Biutiful (15)

Written and directed by Alejandro González Iñárritu
Screening at FACT from 28th January 2011

Reviewed by Colin Serjent

This is a compelling but bleak portrait of a man who has the odds heavily stacked against him in life.

Uxbal (Javier Bardem, who starred in No Country For Old Men) gives a highly impressive and charismatic performance as a street hustler, who operates in the gutter life of Barcelona.

At heart he is a decent man, searching for salvation amid the squalid environment he endures; his only real comfort being the love he shows for his two young children, who live with him, having separated from his mentally deranged wife.

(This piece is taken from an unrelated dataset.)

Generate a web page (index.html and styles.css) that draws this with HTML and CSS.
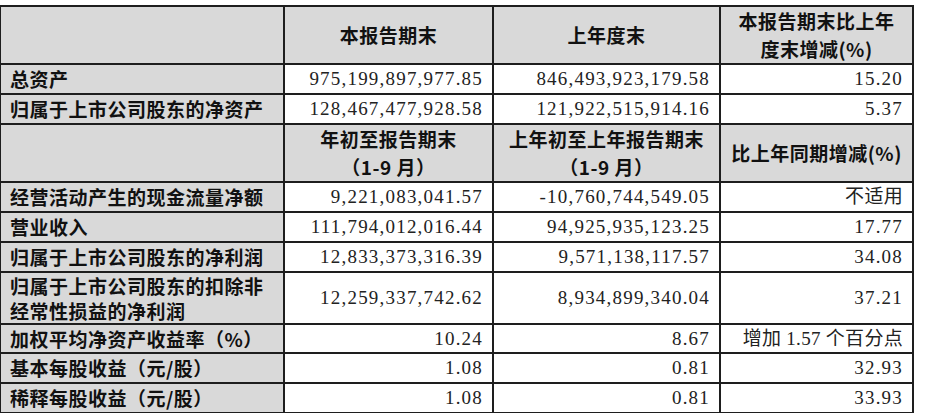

Burdened with many problems - not least that he has been diagnosed with terminal cancer - he ekes out an existence, managing a group of drug selling Senegalese illegal immigrants and a couple of Chinese gangmasters, who house and exploit a bunch of Chinese people smuggled into Spain.

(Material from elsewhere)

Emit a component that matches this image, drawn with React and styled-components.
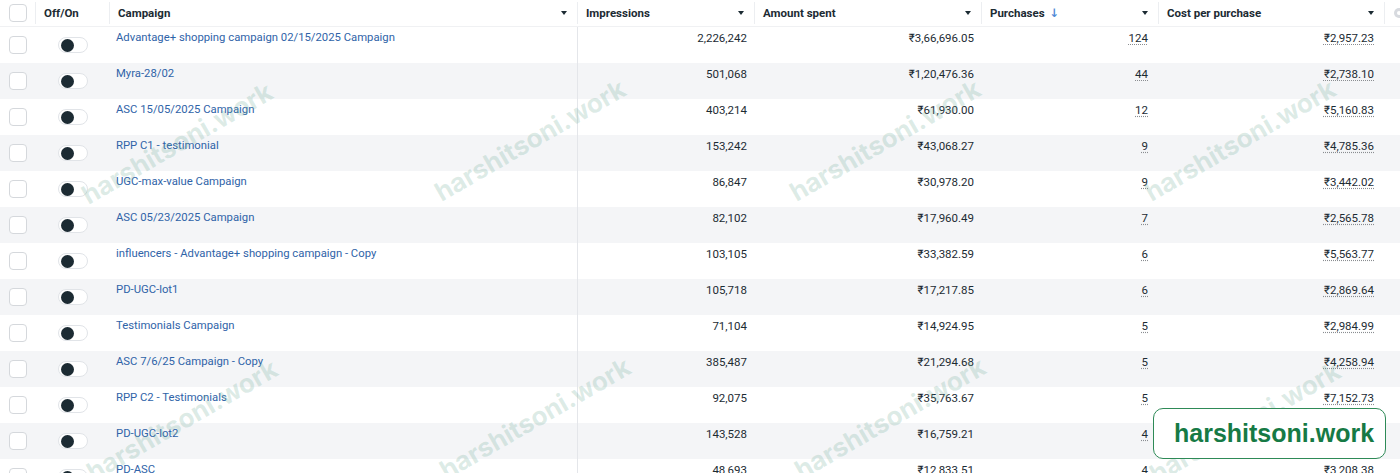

Barcelona is shown as being very far from the image usually portrayed. Apart from the glamour and high culture usually associated with the city, it is instead a grubby world of overcrowded ghettos, tacky strip clubs, small-time gangsters and corrupt cops.

One of the most profound points of the film - impressively directed by Alejandro González Iñárritu (21 Grams) and photographed impeccably by Rodrigo Prieto - is when Uxbal and his brother view the embalmed figure of their dead father, preserved as a twenty-year-old man.

The climax of Biutiful also conjures up the dream-like image of his father talking to Uxbal as he is now. A magical ending to a majestic film.